My adventurous spirit was not the only thing his mother disapproved of.
It had been mentioned that this “writing thing” wasn’t sustainable and that I needed to find a respectable job instead, and so a few months earlier, like a good Indian girl, I had trudged to the local high school and applied for the role of English teacher. The only reason I didn’t end up getting that job was that the principal of my former high school—to whom I will forever be grateful—looked me straight in the eye and said, “You’re the most qualified but I can’t give you the job because I know you won’t last. Can you truly not see that you are destined to be a writer?”
For the year leading up to my birthday, I had been desolate and morose. If I had known at the time what it was that I wanted, it might have been easier to fight for it, but I didn’t. Writing was the constant even then, but personally, I just knew that this wasn’t it. Not only did I not know what I wanted, I didn’t have much courage to change things either. I had always done what had been asked of me. I had always worked towards taming my free spirit. I had—and always wanted to—make my family proud.
In reading my journals from those years, I describe myself as a caterpillar that is not allowed to leave the cocoon and become a butterfly, and that therefore dies slowly inside the prison of its own making.
On my 24th birthday then, with my heart beating so loudly I could hear it, I did the most courageous thing I had ever done: I walked up the steps into the bedroom of my traditional Indian parents and told them that I had broken up with my boyfriend of four years, a boyfriend they’d only recently found out about, met, and liked very much. Then, before they could process that, I announced that I was moving out. That I had found a one-room place already, and that I could move in there within the month.
I swear, in the silence that followed, I heard their dreams shatter.
A few months later, in what can only be described as a one-room hovel, having severed relationships with my family and almost all of my friends, I started writing.
I was broke. I was isolated. I was already at rock bottom. I no longer had anything to prove to anyone. I still didn’t know what I wanted from life, but I knew that I wanted to write.
And so I wrote, not the health and fitness stories that would make me money, but the personal essays that would help me make sense of my life and the feature stories about human rights and women’s issues that I hoped would create change in the world, and in me. With every extra bit of money I had, I traveled all across the country bringing untold stories of women into the limelight and finding both joy and inspiration in my work.
I felt called to write, for that time in my life, in a way I had not experienced before or since.
In the weeks and months that I didn’t travel, I sat on my bed each and every day and sent out five pitches. Five query letters a day to anyone who’d have me. I sent my stories to publications everyone has heard of like the New York Times and the Globe & Mail and to publications no one has, such as local magazines in Delhi and regional newspapers in the US.
Five pitches a day.

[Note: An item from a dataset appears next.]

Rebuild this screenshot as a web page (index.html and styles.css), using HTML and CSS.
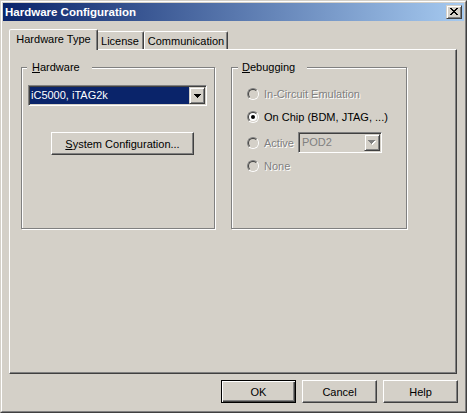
FILE: index.html
```html
<!DOCTYPE html>
<html lang="en">
<head>
<meta charset="utf-8">
<title>Hardware Configuration</title>
<link rel="stylesheet" href="styles.css">
</head>
<body>
<div class="window">
  <div class="frame">
    <div class="titlebar">
      <span class="title">Hardware Configuration</span>
      <div class="close">
        <svg width="8" height="7" viewBox="0 0 8 7" shape-rendering="crispEdges">
          <path d="M0 0h2v1h-2zM6 0h2v1h-2zM1 1h2v1h-2zM5 1h2v1h-2zM2 2h4v1h-4zM3 3h2v1h-2zM2 4h4v1h-4zM1 5h2v1h-2zM5 5h2v1h-2zM0 6h2v1h-2zM6 6h2v1h-2z" fill="#000"/>
        </svg>
      </div>
    </div>

    <div class="content">
      <div class="tabs">
        <div class="tab tab-active">Hardware Type</div>
        <div class="tab tab-license">License</div>
        <div class="tab tab-comm">Communication</div>
      </div>

      <div class="pane">
        <div class="group group-hw">
          <div class="group-title"><u>H</u>ardware</div>
          <div class="combo combo-hw">
            <div class="combo-text"><span class="selected">iC5000, iTAG2k</span></div>
            <div class="combo-btn">
              <svg width="7" height="4" viewBox="0 0 7 4" shape-rendering="crispEdges">
                <path d="M0 0h7v1h-1v1h-1v1h-1v1h-1v-1h-1v-1h-1v-1h-1z" fill="#000"/>
              </svg>
            </div>
          </div>
          <div class="btn btn-syscfg"><span><u>S</u>ystem Configuration...</span></div>
        </div>

        <div class="group group-dbg">
          <div class="group-title"><u>D</u>ebugging</div>
          <div class="radio-row row-1 disabled">
            <span class="radio"><span class="radio-inner"></span></span>
            <span class="label">In-Circuit Emulation</span>
          </div>
          <div class="radio-row row-2">
            <span class="radio"><span class="radio-inner"><span class="dot"></span></span></span>
            <span class="label">On Chip (BDM, JTAG, ...)</span>
          </div>
          <div class="radio-row row-3 disabled">
            <span class="radio"><span class="radio-inner"></span></span>
            <span class="label">Active</span>
            <div class="combo combo-pod">
              <div class="combo-text"><span class="value">POD2</span></div>
              <div class="combo-btn">
                <svg width="8" height="5" viewBox="0 0 8 5" shape-rendering="crispEdges">
                  <path transform="translate(1 1)" d="M0 0h7v1h-1v1h-1v1h-1v1h-1v-1h-1v-1h-1v-1h-1z" fill="#fff"/>
                  <path d="M0 0h7v1h-1v1h-1v1h-1v1h-1v-1h-1v-1h-1v-1h-1z" fill="#808080"/>
                </svg>
              </div>
            </div>
          </div>
          <div class="radio-row row-4 disabled">
            <span class="radio"><span class="radio-inner"></span></span>
            <span class="label">None</span>
          </div>
        </div>
      </div>

      <div class="footer">
        <div class="btn btn-default"><span>OK</span></div>
        <div class="btn"><span>Cancel</span></div>
        <div class="btn"><span>Help</span></div>
      </div>
    </div>
  </div>
</div>
</body>
</html>
```

FILE: styles.css
```css
* {
  box-sizing: border-box;
}

html,
body {
  margin: 0;
  padding: 0;
}

body {
  width: 467px;
  height: 413px;
  overflow: hidden;
  background: #d4d0c8;
  color: #000;
  font: 11px "Liberation Sans", Arial, sans-serif;
}

/* Window chrome: classic two-ring raised edge */
.window {
  width: 467px;
  height: 413px;
  border: 1px solid;
  border-color: #d4d0c8 #404040 #404040 #d4d0c8;
  background: #d4d0c8;
}

.frame {
  height: 100%;
  border: 1px solid;
  border-color: #fff #808080 #808080 #fff;
  padding: 1px;
  display: flex;
  flex-direction: column;
}

.titlebar {
  flex: none;
  height: 18px;
  display: flex;
  align-items: center;
  padding: 0 2px;
  background: linear-gradient(to right, #0a246a, #a6caf0);
  color: #fff;
}

.title {
  flex: 1;
  font-weight: bold;
  font-size: 11.5px;
  line-height: 14px;
}

.close {
  width: 16px;
  height: 14px;
  background: #d4d0c8;
  border: 1px solid;
  border-color: #d4d0c8 #404040 #404040 #d4d0c8;
  box-shadow: inset 1px 1px #fff, inset -1px -1px #808080;
  padding: 2px 0 0 3px;
}

.close svg {
  display: block;
}

/* Dialog body */
.content {
  flex: 1;
  display: flex;
  flex-direction: column;
  padding: 8px 0 0 6px;
}

.tabs {
  display: flex;
  align-items: flex-end;
  height: 20px;
}

.tab {
  height: 18px;
  border: 1px solid;
  border-bottom: 0;
  border-color: #fff #404040 transparent #fff;
  border-radius: 2px 2px 0 0;
  box-shadow: inset -1px 0 #808080;
  background: #d4d0c8;
  padding-top: 3px;
  line-height: 13px;
  text-align: center;
  white-space: nowrap;
}

.tab-active {
  position: relative;
  z-index: 1;
  width: 89px;
  height: 21px;
  margin: 0 -2px -1px 0;
}

.tab-license {
  width: 48px;
}

.tab-comm {
  width: 84px;
}

.pane {
  width: 448px;
  height: 325px;
  border: 1px solid;
  border-color: #fff #404040 #404040 #fff;
  box-shadow: inset -1px -1px #808080;
  padding: 17px 0 0 11px;
  display: flex;
  align-items: flex-start;
  gap: 16px;
}

/* Etched group boxes */
.group {
  height: 162px;
  border: 1px solid #808080;
  box-shadow: inset 1px 1px #fff, 1px 1px #fff;
}

.group-hw {
  width: 194px;
}

.group-dbg {
  width: 176px;
}

.group-title {
  display: table;
  margin: -7px 0 0 5px;
  padding: 0 12px 0 5px;
  line-height: 13px;
  background: #d4d0c8;
}

.group-dbg .group-title {
  margin-left: 6px;
  padding-left: 4px;
}

/* Combo boxes */
.combo {
  display: flex;
  height: 21px;
  border: 1px solid;
  border-color: #808080 #fff #fff #808080;
  box-shadow: inset 1px 1px #404040, inset -1px -1px #d4d0c8;
  padding: 1px;
  background: #fff;
}

.combo-text {
  flex: 1;
  display: flex;
  min-width: 0;
}

.combo-hw {
  width: 179px;
  margin: 11px 0 0 6px;
}

.selected {
  flex: 1;
  background: #0a246a;
  color: #fff;
  padding-left: 1px;
  line-height: 17px;
  white-space: nowrap;
}

.combo-btn {
  flex: none;
  width: 16px;
  border: 1px solid;
  border-color: #d4d0c8 #404040 #404040 #d4d0c8;
  box-shadow: inset 1px 1px #fff, inset -1px -1px #808080;
  background: #d4d0c8;
  display: flex;
  align-items: center;
  justify-content: center;
}

.combo-btn svg {
  display: block;
}

.combo-pod {
  width: 84px;
  margin-left: 4px;
  background: #d4d0c8;
}

.combo-pod .value {
  color: #808080;
  padding-left: 2px;
  line-height: 17px;
}

/* Push buttons */
.btn {
  display: flex;
  align-items: center;
  justify-content: center;
  height: 23px;
  border: 1px solid;
  border-color: #fff #404040 #404040 #fff;
  box-shadow: inset -1px -1px #808080;
  background: #d4d0c8;
  white-space: nowrap;
}

.btn-syscfg {
  width: 143px;
  margin: 26px 0 0 29px;
}

.btn-default {
  border-color: #000;
  box-shadow: inset 1px 1px #fff, inset -1px -1px #404040, inset -2px -2px #808080;
}

.footer {
  display: flex;
  justify-content: flex-end;
  gap: 6px;
  margin-top: 6px;
  padding-right: 6px;
}

.footer .btn {
  width: 75px;
}

/* Radio buttons */
.radio-row {
  display: flex;
  align-items: center;
  height: 20px;
  margin-top: 3px;
}

.radio-row.row-1 {
  margin-top: 10px;
}

.radio-row.row-3 {
  height: 21px;
  margin-top: 5px;
}

.radio {
  flex: none;
  width: 12px;
  height: 12px;
  margin: 0 5px 0 15px;
  border-radius: 50%;
  border: 1px solid;
  border-color: #808080 #fff #fff #808080;
}

.radio-inner {
  display: flex;
  align-items: center;
  justify-content: center;
  width: 10px;
  height: 10px;
  border-radius: 50%;
  border: 1px solid;
  border-color: #404040 #d4d0c8 #d4d0c8 #404040;
  background: #fff;
}

.dot {
  width: 4px;
  height: 4px;
  border-radius: 50%;
  background: #000;
}

.disabled .radio-inner {
  background: #d4d0c8;
}

.disabled .label {
  color: #808080;
  text-shadow: 1px 1px 0 #fff;
}

.label {
  white-space: nowrap;
}
```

Every single day.
Two years later, I would start writing for TIME. Three years later, I would accept a position at UC Berkeley’s School of Journalism as a Visiting Scholar. Four years later, I’d write for The New York Times. Five years later, I’d win two awards.

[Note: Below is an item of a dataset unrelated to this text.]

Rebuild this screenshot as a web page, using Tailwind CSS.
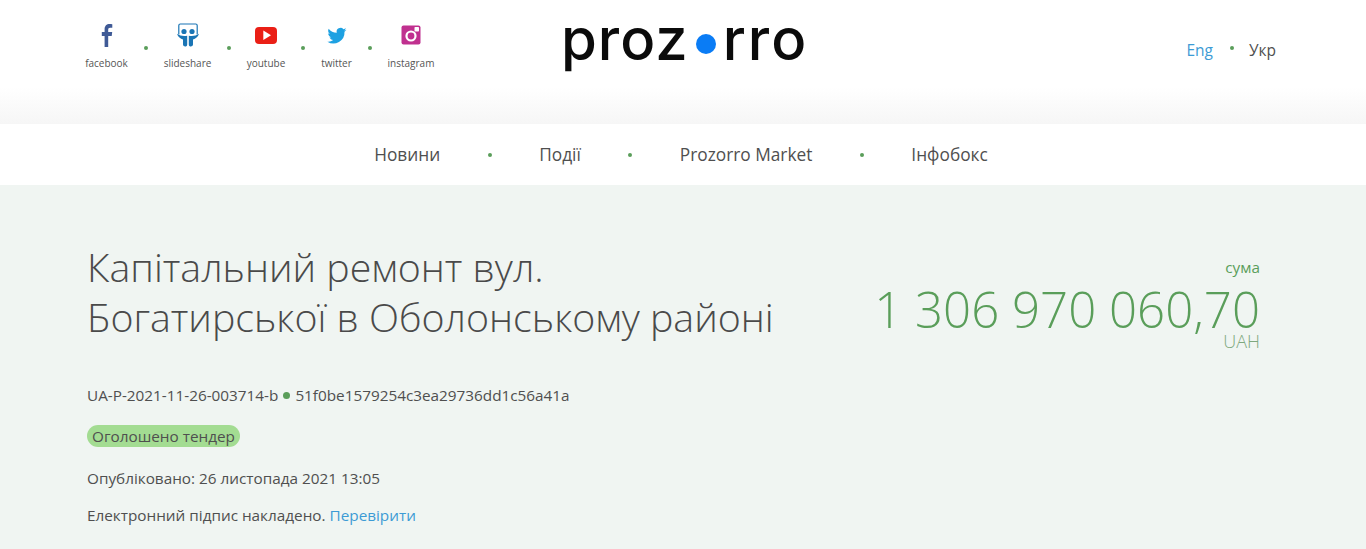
<!DOCTYPE html>
<html lang="uk"><head><meta charset="utf-8"><title>Prozorro</title>
<script src="https://cdn.jsdelivr.net/npm/@tailwindcss/browser@4"></script></head>
<body class="h-[549px] overflow-hidden bg-white font-['Open_Sans',sans-serif] text-[#4f4f4f]">
<header class="relative flex h-[124px] justify-between bg-gradient-to-b from-white from-[70%] to-[#f6f6f6] pl-[85px] pr-[90px]">
  <nav class="flex items-start pt-[22px] text-[10px] leading-[16px] text-[#555]">
    <a class="flex w-[43px] flex-col items-center gap-[7px]">
      <svg class="h-[26px] w-[26px]" viewBox="0 0 26 26"><path fill="#3f5a96" d="M14.200 25V14h3.500l.5-4h-4V7.700c0-1.200.4-2 2-2h2.100V2.300C17.900 2.200 16.800 2 15.600 2c-3 0-5 1.900-5 5.300V10H7.800v4h2.800v11z"/></svg>
      <span>facebook</span></a>
    <i class="mx-[16px] mt-[24px] h-[4px] w-[4px] rounded-full bg-[#5a9e5a]"></i>
    <a class="flex w-[47px] flex-col items-center gap-[7px]">
      <svg class="h-[26px] w-[26px]" viewBox="0 0 26 26"><path fill="none" stroke="#1a75b5" stroke-width="1.200" d="M3.800 12.500V3.500A1.500 1.500 0 0 1 5.300 2h15.400a1.500 1.500 0 0 1 1.500 1.500v9"/><path fill="#1a75b5" d="M2 11.800c3 2.200 6.500 2.500 10.200 2v8.700c0 1.500-1 2-2 2s-2.200-.7-2.200-2v-5c-2.500-.5-5-2.500-6-5.700zM24 11.800c-3 2.200-6.500 2.500-10.200 2v8.700c0 1.500 1 2 2 2s2.200-.7 2.200-2v-5c2.500-.5 5-2.500 6-5.700z"/><circle cx="9" cy="9.500" r="2.600" fill="#1a75b5"/><circle cx="17" cy="9.500" r="2.600" fill="#1a75b5"/></svg>
      <span>slideshare</span></a>
    <i class="mx-[16px] mt-[24px] h-[4px] w-[4px] rounded-full bg-[#5a9e5a]"></i>
    <a class="flex w-[38px] flex-col items-center gap-[7px]">
      <svg class="h-[26px] w-[26px]" viewBox="0 0 26 26"><rect x="2" y="5" width="22" height="17" rx="4" fill="#ea1f16"/><path fill="#fff" d="M10.300 8.500v9.500l7.700-4.700z"/></svg>
      <span>youtube</span></a>
    <i class="mx-[16px] mt-[24px] h-[4px] w-[4px] rounded-full bg-[#5a9e5a]"></i>
    <a class="flex w-[31px] flex-col items-center gap-[7px]">
      <svg class="h-[26px] w-[26px]" viewBox="0 0 26 26"><g transform="translate(2.500 3) scale(.87)"><path fill="#1da1e2" d="M23 5.500c-.8.400-1.700.6-2.600.7.900-.6 1.600-1.400 2-2.500-.9.500-1.900.9-2.900 1.100A4.500 4.500 0 0 0 11.800 9C8 8.800 4.700 7 2.500 4.200c-1.200 2-.6 4.600 1.400 6-.7 0-1.400-.2-2-.6 0 2.200 1.500 4.100 3.600 4.500-.7.200-1.400.2-2 .1.600 1.800 2.300 3.100 4.200 3.100A9 9 0 0 1 1 19.200 12.800 12.800 0 0 0 20.700 7.800c.9-.6 1.700-1.400 2.300-2.300z"/></g></svg>
      <span>twitter</span></a>
    <i class="mx-[16px] mt-[24px] h-[4px] w-[4px] rounded-full bg-[#5a9e5a]"></i>
    <a class="flex w-[46px] flex-col items-center gap-[7px]">
      <svg class="h-[26px] w-[26px]" viewBox="0 0 26 26"><rect x="3.500" y="3.500" width="19" height="19" rx="2" fill="#c0308f"/><rect x="16.500" y="5" width="4.500" height="4.500" rx=".8" fill="#fff"/><circle cx="13" cy="14" r="5.600" fill="#fff"/><circle cx="13" cy="14" r="3.400" fill="#c0308f"/></svg>
      <span>instagram</span></a>
  </nav>
  <a class="absolute left-[561px] top-[4px] flex h-[70px] items-center font-['Inter',sans-serif] text-[58px] font-medium leading-[70px] text-[#0b0b0b]">
    <span class="tracking-[1px]">proz</span><i class="ml-[7px] mr-[7px] mt-[9px] h-[20px] w-[20px] rounded-full bg-[#0a7cf5]"></i><span class="tracking-[2px]">rro</span>
  </a>
  <div class="flex items-center self-start pt-[39px] text-[15.5px] leading-[22px]">
    <a class="text-[#3d9bd5]">Eng</a>
    <i class="ml-[17px] mr-[15px] mb-[4px] h-[4px] w-[4px] rounded-full bg-[#5a9e5a]"></i>
    <a class="text-[#4f4f4f]">Укр</a>
  </div>
</header>
<nav class="flex h-[61px] items-center justify-center bg-white pr-[4px] pt-[1px] text-[17.3px] text-[#4f4f4f]">
  <a>Новини</a><i class="mx-[47.5px] h-[4px] w-[4px] rounded-full bg-[#5a9e5a]"></i>
  <a>Події</a><i class="mx-[47.5px] h-[4px] w-[4px] rounded-full bg-[#5a9e5a]"></i>
  <a>Prozorro Market</a><i class="mx-[47.5px] h-[4px] w-[4px] rounded-full bg-[#5a9e5a]"></i>
  <a>Інфобокс</a>
</nav>
<main class="h-[364px] bg-[#f0f5f2] pl-[87px] pr-[106px] pt-[57px]">
  <div class="flex items-start justify-between">
    <h1 class="text-[39.3px] font-light leading-[50px] text-[#4a4a4a]">Капітальний ремонт вул.<br>Богатирської в Оболонському районі</h1>
    <div class="flex flex-col items-end text-right text-[#5a9e5a]">
      <span class="mt-[14px] text-[15.3px] leading-[23px]">сума</span>
      <span class="text-[49.2px] font-light leading-[60px]">1 306 970 060,70</span>
      <span class="mt-[-9px] text-[18px] font-light leading-[22px] text-[#7ea87e]">UAH</span>
    </div>
  </div>
  <p class="mt-[32px] flex items-center text-[15.3px] leading-[22px]">UA-P-2021-11-26-003714-b<i class="mx-[5px] h-[7px] w-[7px] rounded-full bg-[#5a9e5a]"></i>51f0be1579254c3ea29736dd1c56a41a</p>
  <p class="mt-[19px] w-fit rounded-full bg-[#a3dc92] px-[5px] text-[15.3px] leading-[22px]">Оголошено тендер</p>
  <p class="mt-[20px] text-[15.3px] leading-[22px]">Опубліковано: 26 листопада 2021 13:05</p>
  <p class="mt-[15px] text-[15.3px] leading-[22px]">Електронний підпис накладено. <a class="text-[#3d9bd5]">Перевірити</a></p>
</main>
</body></html>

Somewhere along the way, I had my heart broken and moved back in with my parents, who despite my having left under less than ideal circumstances, welcomed me back with open arms, no questions asked. They ignored nosy neighbors who asked if the reason their daughter was back home and looking so frail was because she was suffering from some grave terminal illness. And they loved and nurtured me and my broken heart back to health. Deflated but not defeated, I then bought a one-way plane ticket to the only country for which I could get a visa– Ghana.
Through it all, I kept writing, I kept sending out my work. Sometimes I sent five pitches, sometimes I sent two, sometimes just the one. But writing is all I ever wanted to do and I did it.

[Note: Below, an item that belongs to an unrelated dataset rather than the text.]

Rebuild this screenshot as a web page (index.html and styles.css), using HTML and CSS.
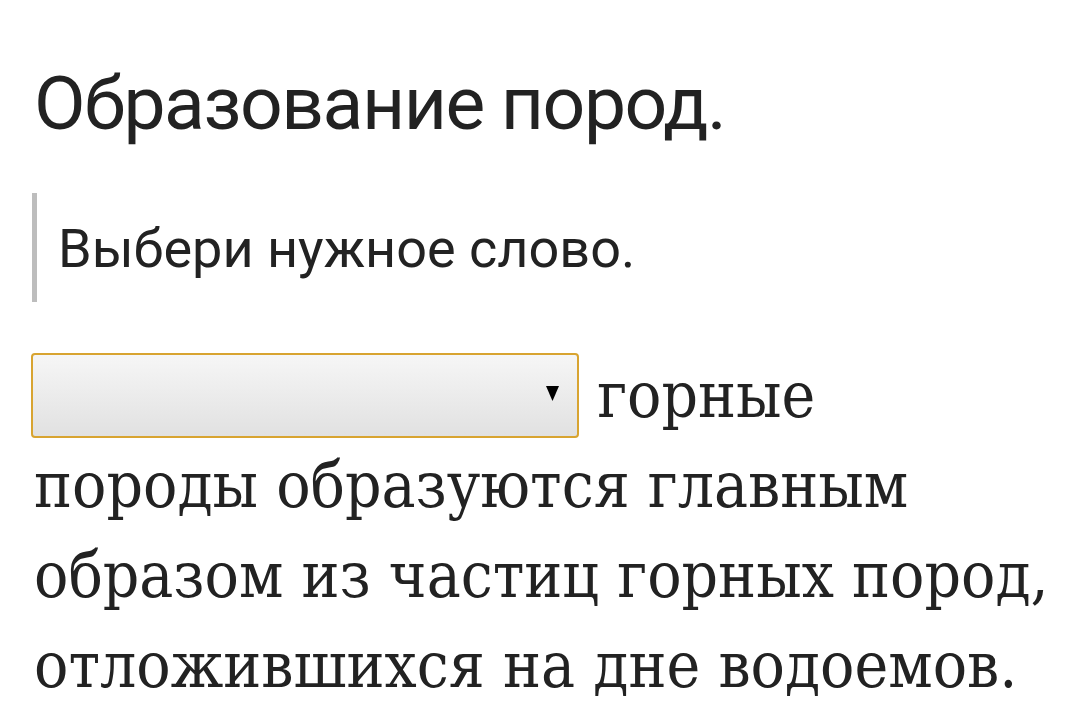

It only takes one moment, one act of courage, for your life to change. And you’re in control of that moment because that moment happens when you decide that you’ve had enough, that you can no longer live in your current state, that you are done.
You decide—truly decide—that this no longer works for you and then you take the brave and tentative steps towards your new future.
Five, ten, twenty years later, your life is unrecognizable.
The 14-year-old me would be in awe of the 24-year-old I eventually became, and the 24-year-old me would be heartened to learn that the decisions she made at the time that led to such strife and pain would eventually not only bring her everything she desired and more, but strengthen her relationship with her family. That the clawing and biting out of the cocoon, while painful and agonizing at the time, had been necessary to become the 34-year-old she could respect.
Can the 44-year-old me be more fabulous than I could ever imagine? Will I be able to respect the person I am to eventually become? I don’t know who I’ll be at 44, I can tell you that. I can only hope that when I look back, like in the decades past, my life is better and not worse.
It doesn’t matter what your life has looked like in the past. You may be at rock bottom now, but that just means that there’s only one direction to go in now—up.
Our future is in our own hands. We have the clay to mold into any shape we like. Recognizing what needs to change and deciding to do it is the first step. Then, everything else will follow.
Who do you want to be in ten years?
What do you need to do in order to get there?